The frustration and the failure of we who worked on the Feinstein campaign was our inability to focus the electorate’s attention on the contradictions in the Wilson candidacy.

Much of the substantive thrust of the Wilson campaign involved premises designed to disassociate Pete Wilson from the Republican policies in Washington and Sacramento. On abortion, the environment and social policy, Wilson made it clear that he was not a part of the Republican orthodoxy of the 1980s. His persistent assertion that he would be an activist governor was a constant reminder that he was not George Deukmejian.

The Wilson proposals for a California Environmental Protection Agency, increased funding for the Coastal Commission and transferring pesticide regulation from agriculture to health authorities were an effort to identify with pro-”Big Green” sentiment while opposing the initiative itself. Wilson’s emphasis on expanded prenatal care and his endorsement of integrating social services with the educational system were a clear appeal to a compassionate electorate worried about diminished government commitment to the neediest in society. The fact that he was fuzzy on the details of how to pay for this--or for his even more expensive criminal justice programs--was only a campaign footnote.

Pete Wilson was able to position himself both as a candidate of the satisfied status quo and as the candidate of token change. Throughout the campaign, he zigzagged right and left. He simultaneously attacked Dianne Feinstein for being a “tax and spend” Democrat while refusing to rule out a tax hike to solve California’s fiscal crisis, calling such a declaration “irresponsible.” Only shameless pandering against affirmative action and the 1990 civil-rights bill boosted Wilson with the right wing of his party.
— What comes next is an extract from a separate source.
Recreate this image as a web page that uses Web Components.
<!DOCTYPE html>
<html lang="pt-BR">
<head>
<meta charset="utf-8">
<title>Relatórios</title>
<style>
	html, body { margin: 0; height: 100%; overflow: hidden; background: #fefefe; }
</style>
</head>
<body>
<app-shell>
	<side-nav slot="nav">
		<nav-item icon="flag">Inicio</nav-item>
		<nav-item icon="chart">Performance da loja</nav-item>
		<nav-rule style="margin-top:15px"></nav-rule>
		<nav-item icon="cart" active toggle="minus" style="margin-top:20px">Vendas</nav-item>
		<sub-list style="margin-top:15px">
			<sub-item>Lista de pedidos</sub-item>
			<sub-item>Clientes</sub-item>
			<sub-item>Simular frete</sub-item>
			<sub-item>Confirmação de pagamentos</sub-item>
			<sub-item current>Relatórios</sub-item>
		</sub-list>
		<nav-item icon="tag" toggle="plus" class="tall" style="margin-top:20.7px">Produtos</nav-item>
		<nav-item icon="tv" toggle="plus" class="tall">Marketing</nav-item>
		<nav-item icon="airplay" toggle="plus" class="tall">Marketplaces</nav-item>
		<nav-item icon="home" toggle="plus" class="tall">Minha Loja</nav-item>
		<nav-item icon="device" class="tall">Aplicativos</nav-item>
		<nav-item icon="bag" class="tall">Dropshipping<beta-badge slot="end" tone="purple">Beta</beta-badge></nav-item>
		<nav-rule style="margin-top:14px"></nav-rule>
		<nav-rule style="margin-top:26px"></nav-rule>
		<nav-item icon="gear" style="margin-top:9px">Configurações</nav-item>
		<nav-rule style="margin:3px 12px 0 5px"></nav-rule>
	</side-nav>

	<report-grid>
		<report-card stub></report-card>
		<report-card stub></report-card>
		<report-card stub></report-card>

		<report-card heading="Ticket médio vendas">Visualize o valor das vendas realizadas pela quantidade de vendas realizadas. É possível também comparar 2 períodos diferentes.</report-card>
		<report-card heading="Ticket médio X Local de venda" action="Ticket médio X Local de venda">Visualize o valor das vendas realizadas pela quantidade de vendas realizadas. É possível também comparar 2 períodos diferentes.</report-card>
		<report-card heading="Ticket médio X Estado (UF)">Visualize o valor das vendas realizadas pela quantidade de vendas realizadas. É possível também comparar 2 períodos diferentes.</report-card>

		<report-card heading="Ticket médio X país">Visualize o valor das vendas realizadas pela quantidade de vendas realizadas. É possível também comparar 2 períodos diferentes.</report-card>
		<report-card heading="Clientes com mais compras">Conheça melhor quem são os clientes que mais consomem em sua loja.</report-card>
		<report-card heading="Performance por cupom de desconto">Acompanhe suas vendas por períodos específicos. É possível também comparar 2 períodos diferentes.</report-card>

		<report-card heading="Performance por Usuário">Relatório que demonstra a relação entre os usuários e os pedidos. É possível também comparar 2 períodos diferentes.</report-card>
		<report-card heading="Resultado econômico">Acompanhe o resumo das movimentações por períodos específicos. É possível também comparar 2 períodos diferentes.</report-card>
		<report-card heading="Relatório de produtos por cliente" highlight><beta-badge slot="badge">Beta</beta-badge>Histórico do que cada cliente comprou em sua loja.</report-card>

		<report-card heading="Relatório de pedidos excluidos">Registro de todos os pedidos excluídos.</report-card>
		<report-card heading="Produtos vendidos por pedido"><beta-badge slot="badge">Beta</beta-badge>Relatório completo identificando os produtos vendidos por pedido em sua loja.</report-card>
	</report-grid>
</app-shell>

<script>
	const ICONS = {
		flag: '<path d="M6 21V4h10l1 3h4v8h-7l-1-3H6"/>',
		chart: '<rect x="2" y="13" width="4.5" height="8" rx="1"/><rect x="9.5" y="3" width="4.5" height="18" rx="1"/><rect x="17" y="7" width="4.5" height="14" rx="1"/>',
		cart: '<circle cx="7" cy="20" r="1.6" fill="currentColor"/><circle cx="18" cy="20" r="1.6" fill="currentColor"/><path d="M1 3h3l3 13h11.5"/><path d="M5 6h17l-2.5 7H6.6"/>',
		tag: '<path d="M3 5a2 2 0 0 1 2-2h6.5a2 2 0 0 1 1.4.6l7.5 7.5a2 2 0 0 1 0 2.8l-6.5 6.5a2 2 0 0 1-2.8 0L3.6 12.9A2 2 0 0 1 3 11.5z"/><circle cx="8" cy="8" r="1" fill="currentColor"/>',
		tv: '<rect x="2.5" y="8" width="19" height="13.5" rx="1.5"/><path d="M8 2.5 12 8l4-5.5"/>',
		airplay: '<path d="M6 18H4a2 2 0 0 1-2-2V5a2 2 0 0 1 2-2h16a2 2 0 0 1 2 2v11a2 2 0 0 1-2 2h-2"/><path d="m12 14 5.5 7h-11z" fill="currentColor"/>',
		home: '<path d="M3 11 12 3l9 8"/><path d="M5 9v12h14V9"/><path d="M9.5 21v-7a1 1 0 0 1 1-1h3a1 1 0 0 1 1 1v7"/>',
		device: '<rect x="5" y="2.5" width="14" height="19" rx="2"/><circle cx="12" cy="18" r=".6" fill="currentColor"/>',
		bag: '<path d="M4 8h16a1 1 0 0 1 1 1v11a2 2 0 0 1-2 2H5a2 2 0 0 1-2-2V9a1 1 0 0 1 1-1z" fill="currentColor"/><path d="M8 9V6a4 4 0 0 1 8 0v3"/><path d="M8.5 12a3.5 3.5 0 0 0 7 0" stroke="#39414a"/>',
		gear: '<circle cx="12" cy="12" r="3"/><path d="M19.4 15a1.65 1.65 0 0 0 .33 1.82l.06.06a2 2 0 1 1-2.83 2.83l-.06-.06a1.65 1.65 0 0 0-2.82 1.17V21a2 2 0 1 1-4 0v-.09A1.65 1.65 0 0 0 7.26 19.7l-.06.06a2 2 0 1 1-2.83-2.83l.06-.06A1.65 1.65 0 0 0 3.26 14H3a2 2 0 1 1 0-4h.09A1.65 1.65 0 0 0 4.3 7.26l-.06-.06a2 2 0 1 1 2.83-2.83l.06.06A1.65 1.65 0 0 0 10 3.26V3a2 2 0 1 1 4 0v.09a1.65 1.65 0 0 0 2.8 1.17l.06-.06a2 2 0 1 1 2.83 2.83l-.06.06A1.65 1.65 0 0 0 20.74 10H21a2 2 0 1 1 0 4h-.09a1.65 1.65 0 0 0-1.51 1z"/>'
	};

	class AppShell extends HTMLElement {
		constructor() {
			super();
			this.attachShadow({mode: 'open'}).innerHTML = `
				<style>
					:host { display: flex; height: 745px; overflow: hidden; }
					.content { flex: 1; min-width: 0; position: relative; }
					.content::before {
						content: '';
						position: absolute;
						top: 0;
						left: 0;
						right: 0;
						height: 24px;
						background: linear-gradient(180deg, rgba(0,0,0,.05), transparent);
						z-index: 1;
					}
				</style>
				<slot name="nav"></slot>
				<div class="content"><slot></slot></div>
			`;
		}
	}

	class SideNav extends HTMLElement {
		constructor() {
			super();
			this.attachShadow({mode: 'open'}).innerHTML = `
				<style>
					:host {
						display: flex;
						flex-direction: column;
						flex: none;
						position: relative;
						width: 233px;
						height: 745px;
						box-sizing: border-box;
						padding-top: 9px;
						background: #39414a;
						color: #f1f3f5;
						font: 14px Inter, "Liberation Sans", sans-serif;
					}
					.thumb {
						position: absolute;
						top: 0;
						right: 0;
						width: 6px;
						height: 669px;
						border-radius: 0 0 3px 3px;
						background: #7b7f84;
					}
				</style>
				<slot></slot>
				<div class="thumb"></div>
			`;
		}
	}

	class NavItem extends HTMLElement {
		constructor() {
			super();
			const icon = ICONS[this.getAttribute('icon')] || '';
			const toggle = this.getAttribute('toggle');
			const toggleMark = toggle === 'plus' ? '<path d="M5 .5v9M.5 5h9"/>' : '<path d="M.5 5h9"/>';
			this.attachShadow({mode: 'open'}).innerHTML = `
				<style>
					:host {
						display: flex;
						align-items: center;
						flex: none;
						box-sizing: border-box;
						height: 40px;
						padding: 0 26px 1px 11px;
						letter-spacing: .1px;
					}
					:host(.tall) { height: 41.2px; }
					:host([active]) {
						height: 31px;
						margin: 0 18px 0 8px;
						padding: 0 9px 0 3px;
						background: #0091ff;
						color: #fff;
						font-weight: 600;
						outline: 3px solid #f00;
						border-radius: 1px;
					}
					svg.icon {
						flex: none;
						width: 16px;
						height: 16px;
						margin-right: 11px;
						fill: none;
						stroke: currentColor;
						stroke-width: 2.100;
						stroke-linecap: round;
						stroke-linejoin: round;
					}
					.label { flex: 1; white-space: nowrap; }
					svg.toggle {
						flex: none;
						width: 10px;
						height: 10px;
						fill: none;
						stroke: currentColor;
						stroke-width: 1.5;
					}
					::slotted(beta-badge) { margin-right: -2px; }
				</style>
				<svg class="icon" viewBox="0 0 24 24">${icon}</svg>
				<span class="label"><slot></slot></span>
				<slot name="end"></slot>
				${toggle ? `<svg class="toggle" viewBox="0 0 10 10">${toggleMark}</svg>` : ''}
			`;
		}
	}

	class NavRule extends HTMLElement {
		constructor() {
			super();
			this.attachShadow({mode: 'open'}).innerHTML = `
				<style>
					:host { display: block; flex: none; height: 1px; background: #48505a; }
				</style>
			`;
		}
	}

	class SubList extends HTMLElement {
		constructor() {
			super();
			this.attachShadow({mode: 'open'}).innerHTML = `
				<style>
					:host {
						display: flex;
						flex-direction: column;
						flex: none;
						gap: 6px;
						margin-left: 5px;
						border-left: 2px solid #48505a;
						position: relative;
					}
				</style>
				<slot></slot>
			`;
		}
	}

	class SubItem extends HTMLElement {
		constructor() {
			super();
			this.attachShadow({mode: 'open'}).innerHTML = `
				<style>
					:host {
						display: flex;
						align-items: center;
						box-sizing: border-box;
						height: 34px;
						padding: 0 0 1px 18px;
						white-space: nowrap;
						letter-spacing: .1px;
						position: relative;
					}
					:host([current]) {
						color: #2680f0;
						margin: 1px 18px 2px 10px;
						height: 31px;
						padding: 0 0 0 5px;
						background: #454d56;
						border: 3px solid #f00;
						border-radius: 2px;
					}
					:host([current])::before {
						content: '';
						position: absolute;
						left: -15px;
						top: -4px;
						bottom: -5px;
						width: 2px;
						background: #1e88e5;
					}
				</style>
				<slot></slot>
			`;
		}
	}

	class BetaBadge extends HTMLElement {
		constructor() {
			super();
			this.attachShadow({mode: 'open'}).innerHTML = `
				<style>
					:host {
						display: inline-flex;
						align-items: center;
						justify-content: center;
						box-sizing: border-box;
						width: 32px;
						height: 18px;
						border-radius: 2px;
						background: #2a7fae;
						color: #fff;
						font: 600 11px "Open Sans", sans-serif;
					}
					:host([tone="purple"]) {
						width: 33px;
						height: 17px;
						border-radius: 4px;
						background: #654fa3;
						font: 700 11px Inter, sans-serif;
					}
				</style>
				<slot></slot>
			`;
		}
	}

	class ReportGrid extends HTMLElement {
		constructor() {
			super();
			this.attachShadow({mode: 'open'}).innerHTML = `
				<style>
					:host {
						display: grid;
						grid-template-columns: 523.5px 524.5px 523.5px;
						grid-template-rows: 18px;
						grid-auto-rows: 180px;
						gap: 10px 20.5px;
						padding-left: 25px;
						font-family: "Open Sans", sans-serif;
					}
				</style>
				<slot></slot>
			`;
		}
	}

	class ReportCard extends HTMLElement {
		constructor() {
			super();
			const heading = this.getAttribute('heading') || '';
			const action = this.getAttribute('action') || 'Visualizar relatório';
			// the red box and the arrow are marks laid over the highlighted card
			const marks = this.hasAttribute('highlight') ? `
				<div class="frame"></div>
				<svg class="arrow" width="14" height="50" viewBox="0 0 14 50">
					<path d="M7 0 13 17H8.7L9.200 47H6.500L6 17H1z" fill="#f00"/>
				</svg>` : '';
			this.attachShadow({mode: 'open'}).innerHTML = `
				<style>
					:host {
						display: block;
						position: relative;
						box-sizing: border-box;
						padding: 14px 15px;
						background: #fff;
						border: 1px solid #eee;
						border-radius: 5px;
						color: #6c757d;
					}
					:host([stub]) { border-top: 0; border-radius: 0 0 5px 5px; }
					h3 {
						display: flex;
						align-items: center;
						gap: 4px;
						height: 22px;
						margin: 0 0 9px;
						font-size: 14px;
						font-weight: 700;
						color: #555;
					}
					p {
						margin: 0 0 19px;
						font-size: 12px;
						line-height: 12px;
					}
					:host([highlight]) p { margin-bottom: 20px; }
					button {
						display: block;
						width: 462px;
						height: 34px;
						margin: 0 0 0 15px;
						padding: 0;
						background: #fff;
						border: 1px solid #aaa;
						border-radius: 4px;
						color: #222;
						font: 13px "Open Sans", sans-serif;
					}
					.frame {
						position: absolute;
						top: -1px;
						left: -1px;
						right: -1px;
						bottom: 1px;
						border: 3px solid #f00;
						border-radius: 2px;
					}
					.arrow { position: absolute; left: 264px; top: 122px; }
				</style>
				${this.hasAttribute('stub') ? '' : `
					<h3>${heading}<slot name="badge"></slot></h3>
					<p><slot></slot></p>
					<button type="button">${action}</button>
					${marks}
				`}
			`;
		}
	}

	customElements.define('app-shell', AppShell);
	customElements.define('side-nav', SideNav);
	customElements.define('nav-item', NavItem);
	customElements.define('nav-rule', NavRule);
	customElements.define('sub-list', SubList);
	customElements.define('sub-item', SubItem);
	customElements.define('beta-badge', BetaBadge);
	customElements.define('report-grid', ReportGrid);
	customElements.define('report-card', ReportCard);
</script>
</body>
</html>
From a campaign manager’s perspective, I am still stunned by the tranquilized Republican right wing. Wilson was spared even token primary opposition and there was hardly a word of criticism from his party’s right flank. This silence not only gave candidate Wilson the opportunity to forge a winning coalition but will also give Gov. Wilson an opportunity to create an agenda for California liberated from the ideological baggage of his party’s past.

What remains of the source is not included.